The math behind Optimeleon: how a bandit serves the right page to every visitor

Most testing tools ask one question and pause your growth until the answer arrives: which page is better, A or B? Optimeleon asks a sharper one and answers it nonstop: which page is most likely to convert the person looking right now?

That shift is mathematical, not cosmetic. Here is what is actually running.

The cost of a 50/50 split

Classic A/B testing sends half your traffic to each variant until a significance test clears. While you wait, half of everyone keeps seeing the weaker page. Statisticians call that lost ground regret: the gap between the best choice you could have made and the choice you actually made, summed over every visitor.

The longer the test runs and the bigger the true difference, the more conversions you burn proving something you could have started acting on far earlier. A fixed split is a deliberate decision to keep paying that toll until a p-value gives you permission to stop.

Variants as slot machines

Picture each variant as the arm of a multi-armed bandit. Every arm has an unknown payout, its real conversion rate, and you only learn about an arm by pulling it. The goal is to win as much as possible while you figure out which arm pays best.

That sets up the central tension:

Exploration: spend traffic learning how each variant performs.
Exploitation: spend traffic on the variant that looks best so far.

A 50/50 split is pure exploration with no payoff for what it learns. Shipping a hunch is pure exploitation with no learning at all. A good policy blends the two and keeps re-balancing as evidence piles up.

Thompson sampling, the engine

Optimeleon runs on Thompson sampling. The idea: describe each variant's conversion rate as a probability distribution instead of a single number, then let those distributions compete.
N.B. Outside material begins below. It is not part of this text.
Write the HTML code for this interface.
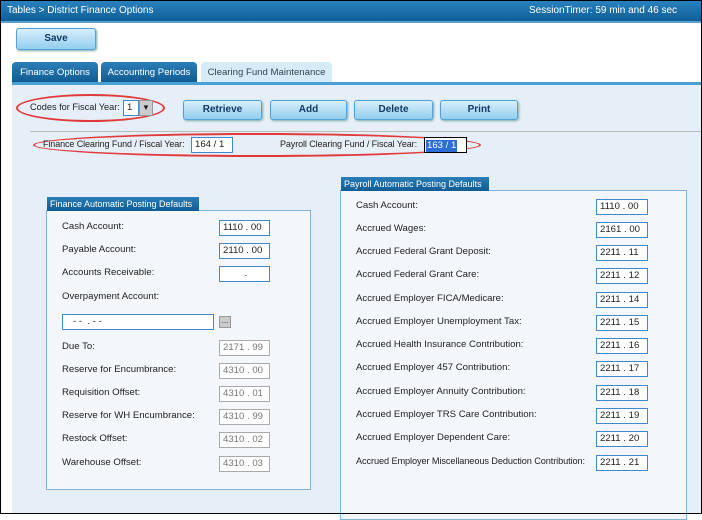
<!DOCTYPE html><html><head><style>
*{box-sizing:border-box;margin:0;padding:0}
body{width:702px;height:514px;overflow:hidden;background:#fff;font-family:"Liberation Sans",sans-serif;font-size:9.6px;color:#222;position:relative;white-space:nowrap}
.a{position:absolute}
#frame{position:absolute;left:0;top:0;width:702px;height:514px;border:1px solid #000;z-index:10;pointer-events:none}
.hdr{left:0;top:0;width:702px;height:23px;background:linear-gradient(#2a83c0,#0f5e96);color:#fff;border-bottom:2px solid #5aa0d0;font-size:10px}
.btn{background:linear-gradient(#d8effc,#93cdef);border:1px solid #4fa3d6;border-radius:3px;color:#123a66;font-weight:bold;text-align:center;line-height:18px;box-shadow:1px 1px 2px #7aa;font-size:10px}
.tab{top:62px;height:21px;background:linear-gradient(#2c7fb8,#0e5a90);color:#fff;border-radius:4px 4px 0 0;text-align:center;line-height:21px;font-size:9.6px}
.inp{background:#fff;border:1px solid #8aa;height:16px;padding-left:3px;line-height:14px;font-size:9.6px}
.dis{color:#777;border-color:#aaa}
.box{border:1px solid #7fb5dc;background:#f3f7fc}
.leg{background:linear-gradient(#2a7db8,#0f5c94);color:#fff;height:14px;line-height:14px;padding-left:3px;font-size:9px;overflow:hidden}
.ell{border:2px solid #e03a3a;border-radius:50%}
</style></head><body>
<div class="a hdr"><span class="a" style="left:7px;top:5px">Tables &gt; District Finance Options</span><span class="a" style="left:529px;top:5px">SessionTimer: 59 min and 46 sec</span></div>
<div class="a btn" style="left:16px;top:28px;width:80px;height:22px;line-height:20px">Save</div>
<div class="a tab" style="left:12px;width:86px">Finance Options</div>
<div class="a tab" style="left:101px;width:96px">Accounting Periods</div>
<div class="a tab" style="left:201px;width:131px;background:#d6ebf8;color:#345">Clearing Fund Maintenance</div>
<div class="a" style="left:12px;top:82px;width:690px;height:432px;background:#e6eef7;border-top:3px solid #4a9fd4"></div>
<div class="a ell" style="left:16px;top:94px;width:149px;height:28px"></div>
<span class="a" style="left:30px;top:102px;font-size:9.2px">Codes for Fiscal Year:</span>
<div class="a inp" style="left:123px;top:100px;width:16px;border-color:#48c">1</div>
<div class="a" style="left:139px;top:100px;width:14px;height:16px;background:#ccc;border:1px solid #999;font-size:8px;text-align:center;line-height:14px">▼</div>
<div class="a btn" style="left:183px;top:100px;width:79px">Retrieve</div>
<div class="a btn" style="left:270px;top:100px;width:77px">Add</div>
<div class="a btn" style="left:354px;top:100px;width:79px">Delete</div>
<div class="a btn" style="left:440px;top:100px;width:78px">Print</div>
<div class="a" style="left:30px;top:131px;width:672px;height:1px;background:#bbb"></div>
<div class="a ell" style="left:33px;top:133px;width:448px;height:24px"></div>
<span class="a" style="left:43px;top:139px;font-size:9px;letter-spacing:-0.1px">Finance Clearing Fund / Fiscal Year:</span>
<div class="a inp" style="left:191px;top:137px;width:42px;border-color:#48c">164 / 1</div>
<span class="a" style="left:280px;top:139px;font-size:9px;letter-spacing:-0.1px">Payroll Clearing Fund / Fiscal Year:</span>
<div class="a inp" style="left:424px;top:137px;width:43px;border:1px solid #000;padding:1px"><span style="background:#2b6fd6;color:#fff;display:inline-block;height:12px;line-height:12px;padding:0 1px">163 / 1</span></div>

<div class="a box" style="left:46px;top:210px;width:265px;height:280px"></div>
<div class="a leg" style="left:47px;top:197px;width:152px">Finance Automatic Posting Defaults</div>
<span class="a" style="left:62px;top:221px">Cash Account:</span><div class="a inp" style="left:219px;top:220px;width:51px;border-color:#48c">1110 . 00</div>
<span class="a" style="left:62px;top:244px">Payable Account:</span><div class="a inp" style="left:219px;top:243px;width:51px;border-color:#48c">2110 . 00</div>
<span class="a" style="left:62px;top:267px">Accounts Receivable:</span><div class="a inp" style="left:219px;top:266px;width:51px;border-color:#48c;text-align:center">.</div>
<span class="a" style="left:62px;top:291px">Overpayment Account:</span>
<div class="a inp" style="left:62px;top:314px;width:152px;border-color:#48c;padding-left:10px">- - &nbsp;. - -</div>
<div class="a" style="left:219px;top:316px;width:12px;height:12px;background:#ccc;border:1px solid #999;font-size:8px;line-height:8px;text-align:center">...</div>
<span class="a" style="left:62px;top:341px">Due To:</span><div class="a inp dis" style="left:219px;top:340px;width:51px">2171 . 99</div>
<span class="a" style="left:62px;top:364px">Reserve for Encumbrance:</span><div class="a inp dis" style="left:219px;top:363px;width:51px">4310 . 00</div>
<span class="a" style="left:62px;top:387px">Requisition Offset:</span><div class="a inp dis" style="left:219px;top:386px;width:51px">4310 . 01</div>
<span class="a" style="left:62px;top:410px">Reserve for WH Encumbrance:</span><div class="a inp dis" style="left:219px;top:409px;width:51px">4310 . 99</div>
<span class="a" style="left:62px;top:433px">Restock Offset:</span><div class="a inp dis" style="left:219px;top:432px;width:51px">4310 . 02</div>
<span class="a" style="left:62px;top:457px">Warehouse Offset:</span><div class="a inp dis" style="left:219px;top:456px;width:51px">4310 . 03</div>

<div class="a box" style="left:340px;top:190px;width:347px;height:330px"></div>
<div class="a leg" style="left:341px;top:177px;width:148px">Payroll Automatic Posting Defaults</div>
<span class="a" style="left:356px;top:200px">Cash Account:</span><div class="a inp" style="left:596px;top:199px;width:52px;border-color:#48c">1110 . 00</div>
<span class="a" style="left:356px;top:223px">Accrued Wages:</span><div class="a inp" style="left:596px;top:222px;width:52px;border-color:#48c">2161 . 00</div>
<span class="a" style="left:356px;top:246px">Accrued Federal Grant Deposit:</span><div class="a inp" style="left:596px;top:245px;width:52px;border-color:#48c">2211 . 11</div>
<span class="a" style="left:356px;top:269px">Accrued Federal Grant Care:</span><div class="a inp" style="left:596px;top:268px;width:52px;border-color:#48c">2211 . 12</div>
<span class="a" style="left:356px;top:293px">Accrued Employer FICA/Medicare:</span><div class="a inp" style="left:596px;top:292px;width:52px;border-color:#48c">2211 . 14</div>
<span class="a" style="left:356px;top:316px">Accrued Employer Unemployment Tax:</span><div class="a inp" style="left:596px;top:315px;width:52px;border-color:#48c">2211 . 15</div>
<span class="a" style="left:356px;top:339px">Accrued Health Insurance Contribution:</span><div class="a inp" style="left:596px;top:338px;width:52px;border-color:#48c">2211 . 16</div>
<span class="a" style="left:356px;top:362px">Accrued Employer 457 Contribution:</span><div class="a inp" style="left:596px;top:361px;width:52px;border-color:#48c">2211 . 17</div>
<span class="a" style="left:356px;top:386px">Accrued Employer Annuity Contribution:</span><div class="a inp" style="left:596px;top:385px;width:52px;border-color:#48c">2211 . 18</div>
<span class="a" style="left:356px;top:409px">Accrued Employer TRS Care Contribution:</span><div class="a inp" style="left:596px;top:408px;width:52px;border-color:#48c">2211 . 19</div>
<span class="a" style="left:356px;top:432px">Accrued Employer Dependent Care:</span><div class="a inp" style="left:596px;top:431px;width:52px;border-color:#48c">2211 . 20</div>
<span class="a" style="left:356px;top:456px;font-size:9.2px;letter-spacing:-0.1px">Accrued Employer Miscellaneous Deduction Contribution:</span><div class="a inp" style="left:596px;top:455px;width:52px;border-color:#48c">2211 . 21</div>
<div id="frame"></div>
</body></html>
For a yes-or-no event like converting, the natural model is a Beta distribution updated by Bernoulli trials. They are conjugate, which is a precise way of saying the bookkeeping stays exact and cheap as data arrives. Every variant starts at Beta(1, 1), a flat curve that says every conversion rate between 0 and 100 percent is equally plausible. Then, for each visitor:

Draw one random sample from each variant's current Beta curve.
Serve the variant whose sample came out highest.
Record the result. A conversion adds 1 to that variant's alpha, a miss adds 1 to its beta.

That loop is the whole method. A variant with little data has a wide curve, so its random draws land high often enough to keep earning impressions. That is exploration, and it happens on its own. A variant with plenty of data has a narrow curve sitting near its true rate, so it only wins the draw when it genuinely should. That is exploitation, also on its own. No threshold to set, no test to babysit.

Why this wins: regret grows slowly

The payoff shows up in how regret accumulates. A fixed split racks it up in a straight line, because every visitor routed to the loser costs you the full gap, start to finish. A well-run bandit racks it up logarithmically: as confidence sharpens, mistakes get rare quickly. Across a real campaign that is the difference between leaking conversions for weeks and capturing most of the upside within days.

Context is the real unlock

A plain bandit still hunts for one best arm. Real audiences do not share one best arm.

So Optimeleon conditions on context: device, traffic source, geography, new or returning, and more. Each context carries its own set of Beta curves, which means the mobile visitor from paid social and the desktop visitor from organic search can converge on different winners at the same moment, with no manual segmentation rules.

This is also why a single aggregate winner can quietly mislead you. A global average can mask a variant that wins some segments and loses others, a trap known as Simpson's paradox. Per-context bandits never average those decisions together in the first place.

Is it still rigorous?

Yes. Allocation stays randomized, because the choice comes out of random draws rather than a hand-picked rule, so you are running a controlled experiment the whole time. You are still measuring real, causal lift. There is no p-hacking, because nothing hinges on stopping at a flattering moment. The system simply spends your traffic on the answer instead of only on the question.

The outcome is easy to state even though the math is doing real work underneath: every visitor gets the page most likely to convert them, and the model gets sharper with each one.